I’m the only one who can hate on Atlanta. Other people better step off.
I hate the way we kill the things that make the city unique: the trees and creeks and dirt roads, the old buildings and funky businesses, the laid-back charm and easygoing attitude that comes with the heat, the porch sitting, the barbecues in the park.
I hate how the city was located — most places, you can see why they were founded there: it’s a spot of natural beauty, usually by water or other landmarks. Atlanta was going to be on the Chattahoochee, but railroad engineers decided it would be easier to lay the tracks on flat ground. Our city was located by engineers!
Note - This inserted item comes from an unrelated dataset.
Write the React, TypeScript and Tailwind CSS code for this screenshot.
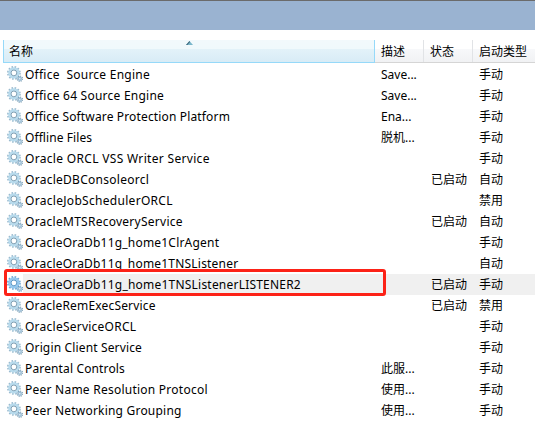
type Service = {
  name: string;
  desc?: string;
  started?: boolean;
  startup: string;
  selected?: boolean;
  tracking?: string;
};

const services: Service[] = [
  { name: "Office  Source Engine", desc: "Save...", startup: "手动", tracking: "tracking-[0.24px]" },
  { name: "Office 64 Source Engine", desc: "Save...", startup: "手动", tracking: "tracking-[0.24px]" },
  { name: "Office Software Protection Platform", desc: "Ena...", startup: "手动", tracking: "tracking-[0.15px]" },
  { name: "Offline Files", desc: "脱机...", startup: "手动", tracking: "tracking-[0.08px]" },
  { name: "Oracle ORCL VSS Writer Service", startup: "手动", tracking: "tracking-[0.32px]" },
  { name: "OracleDBConsoleorcl", started: true, startup: "自动", tracking: "tracking-[0.27px]" },
  { name: "OracleJobSchedulerORCL", startup: "禁用", tracking: "tracking-[0.3px]" },
  { name: "OracleMTSRecoveryService", started: true, startup: "自动", tracking: "tracking-[0.26px]" },
  { name: "OracleOraDb11g_home1ClrAgent", startup: "手动", tracking: "tracking-[0.2px]" },
  { name: "OracleOraDb11g_home1TNSListener", startup: "自动", tracking: "tracking-[0.2px]" },
  { name: "OracleOraDb11g_home1TNSListenerLISTENER2", started: true, startup: "手动", selected: true, tracking: "tracking-[0.21px]" },
  { name: "OracleRemExecService", started: true, startup: "禁用", tracking: "tracking-[0.17px]" },
  { name: "OracleServiceORCL", startup: "手动", tracking: "tracking-[0.24px]" },
  { name: "Origin Client Service", startup: "手动", tracking: "tracking-[0.15px]" },
  { name: "Parental Controls", desc: "此服...", startup: "手动", tracking: "tracking-[0.14px]" },
  { name: "Peer Name Resolution Protocol", desc: "使用...", startup: "手动", tracking: "tracking-[0.24px]" },
  { name: "Peer Networking Grouping", desc: "使用...", startup: "手动", tracking: "tracking-[0.21px]" },
];

function Gears({ selected }: { selected?: boolean }) {
  const teeth = selected ? "#6aa5d3" : "#9abace";
  const body = selected ? "#94c8ee" : "#b8dbed";
  const rim = selected ? "#5a97c6" : "#7e9fb4";
  return (
    <svg className="h-4 w-4 shrink-0" viewBox="0 0 16 16" fill="none">
      <circle cx="6.9" cy="6.9" r="6" stroke={teeth} strokeWidth="1.8" strokeDasharray="1.6 1.54" />
      <circle cx="6.9" cy="6.9" r="4.4" stroke={body} strokeWidth="2.6" />
      <circle cx="6.9" cy="6.9" r="2.9" stroke={rim} strokeWidth="1" fill="#fff" />
      <circle cx="12.8" cy="12.7" r="2.6" stroke={rim} strokeWidth="1.3" strokeDasharray="1.1 0.94" />
      <circle cx="12.8" cy="12.7" r="1.5" stroke="#9dbfd6" strokeWidth="1.4" fill="#e9f4fa" />
    </svg>
  );
}

function Row({ s }: { s: Service }) {
  return (
    <div className="flex h-[21px] items-start pl-[7px]">
      <Gears selected={s.selected} />
      <div className={`flex h-full flex-1 items-start whitespace-pre pt-px ${s.selected ? "bg-[#f0f0f0]" : ""}`}>
        <span className={`w-[358px] pl-0.5 ${s.tracking ?? ""}`}>{s.name}</span>
        <span className="w-[50px]">{s.desc}</span>
        <span className="w-[48px]">{s.started ? "已启动" : ""}</span>
        <span>{s.startup}</span>
      </div>
    </div>
  );
}

export default function App() {
  return (
    <div className="relative h-[423px] w-[535px] overflow-hidden bg-white font-['Noto_Sans','Noto_Sans_CJK_SC',sans-serif] text-[12px] leading-[20px] text-black">
      <div className="h-[30px] border-t border-[#6b6b6b] bg-[#9ab3d1]" />
      <div className="mt-2.5 flex h-[23px] whitespace-nowrap pl-[3px]">
        <div className="relative w-[372px] border-x border-b border-[#96d9f9] bg-[linear-gradient(#f2f9fc_0,#f0f9fc_9px,#e3f2f9_9px,#d8ecf6_100%)] pl-[5px] pt-0.5">
          名称
          <svg className="absolute left-[182px] top-px h-1 w-[7px]" viewBox="0 0 7 4">
            <path d="M3.5 0 7 4H0Z" fill="#79b6cb" />
            <path d="M3.5 0 0 4h1.3L4 1Z" fill="#3d6578" />
          </svg>
        </div>
        <div className="flex flex-1 border-b border-[#d5d5d5] bg-[linear-gradient(#fff_0,#fff_9px,#f7f8fa_9px,#f1f2f4_100%)]">
          <div className="w-[49px] border-r border-[#e1e3e6] pl-1.5 pt-0.5">描述</div>
          <div className="w-[49px] border-r border-[#e1e3e6] pl-1.5 pt-0.5">状态</div>
          <div className="pl-1.5 pt-0.5">启动类型</div>
        </div>
      </div>
      <div className="pt-px [&_svg]:mt-0.5">
        {services.map((s) => (
          <Row key={s.name} s={s} />
        ))}
      </div>
      <div className="absolute left-1 top-[269px] h-[27px] w-[382px] rounded-[3px] border-3 border-[#fc2217]" />
    </div>
  );
}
Contrast that to this observation of Augusta, made by William Bartram during his travels:
“The village of Augusta is situated on a rich and fertile plain, on the Savanna river; the buildings are near its banks, and extend nearly two miles up to the cataracts, or falls, which are formed by the first chain of rocky hills, through which this famous river forces itself, as if impatient to repose on the extensive plain before it invades the ocean.”
The focal point of Atlanta is the interstate system, which also tore up our city neighborhoods so that they are only now recovering. If Bartram had to travel through Georgia today, one turn around I-285 and he would pull out his blunderbuss and commit an act of road rage, colonial style.
Still, I do love this city. There’s a new group of folks living here now who are fierce and creative and visionary, and I hope they will help forge some change that, for once, is positive. Atlanta, unlike New York, is still malleable — we can be a part of what it will become.